Come ogni grande opera letteraria, Horcynus Orca è un mondo a parte, autoreferenziale e autosufficiente, i cui rapporti con il mondo esterno e la realtà, rimanendo pressoché invisibili a occhio nudo, dicono di questa molto di più e molto meglio di quanto farebbe un’opera che ne facesse il referente diretto. Il grandioso apparato espressionista approntato da D’Arrigo è un’immensa maschera che ha la funzione di secernere la Verità dell’artista e della letteratura. E il tema della finzione come maschera per dire la verità è espressamente introdotto dallo scrittore in più punti dell’opera: nell’ampia digressione sulla differenza tra “faccitta” e “faccia da vaiolo”, per cui la “faccitta”, il viso falso delle buone maniere o dei rapporti sociali copre la “faccia da vaiolo”, quella delle sofferenze e delle ferite della vita, ma alla fine, a ben guardare, la “faccitta” convenzionale è più vera della “faccia da vaiolo”; quando Marosa per manifestare a ‘Ndrìa la sua attesa, l’ansia per il suo ritorno e l’inquietudine per una nuova partenza non può che riprendere, trasformandolo in base al contesto, il mito di Penelope e della tela diuturnamente fatta e disfatta; ma è soprattutto nella stupenda rappresentazione dei rapporti intimi tra Caitanello Cambrìa e l’Acitana (i genitori di ‘Ndrìa) che il tema della maschera come verità trova tutto il suo spessore: solo nei fantasmagorici panni di Granvisir (l’uomo) e Masignora (la donna) i due possono esprimere e manifestare l’immenso amore che li unisce, di cui il reciproco piacere sessuale è la sublimazione. 

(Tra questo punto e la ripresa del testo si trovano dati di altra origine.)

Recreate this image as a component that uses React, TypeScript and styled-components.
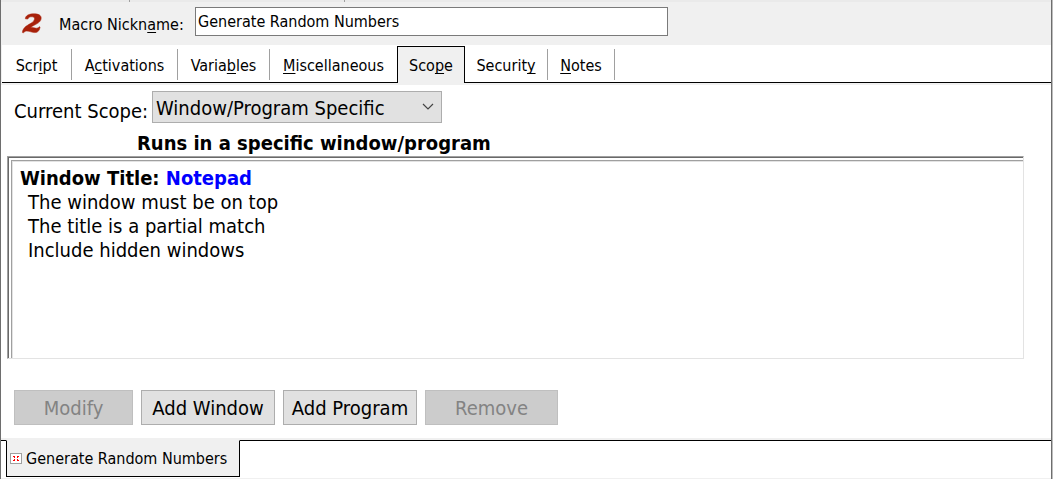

Nel mondo di D’Arrigo, un mondo di elementi primordiali, di dittologie fondamentali (mare/terra, realtà/finzione, passato/presente, individuo/comunità, ecc.), la vita e la morte si affrontano e si sostengono reciprocamente a mani nude, senza intermediazioni culturali.  È un’opera che può essere letta secondo le più disparate chiavi di lettura, simboliche, allegoriche, sociali, politiche, ecc., ma che è innanzitutto un grandioso progetto letterario, una specie di “riesumo” dell’epica (da Omero a Joyce passando per Dante, Ariosto, Melville, Hemingway e quant’altri) rivissuta come approccio specificatamente letterario al mondo. Quella di D’Arrigo è un’epica nella quale la lancetta del manometro è costantemente orientata verso il nero della morte, e talvolta sembra perdere quell’equilibrio, quella compresenza tra fatalità tragica e rinascita vitale che è una delle peculiarità del movimento epico. È un’epica nella quale il Mito, il tempo ciclico di morte/rinascita è come assassinato dalla guerra: la Storia è la devastatrice del Mito.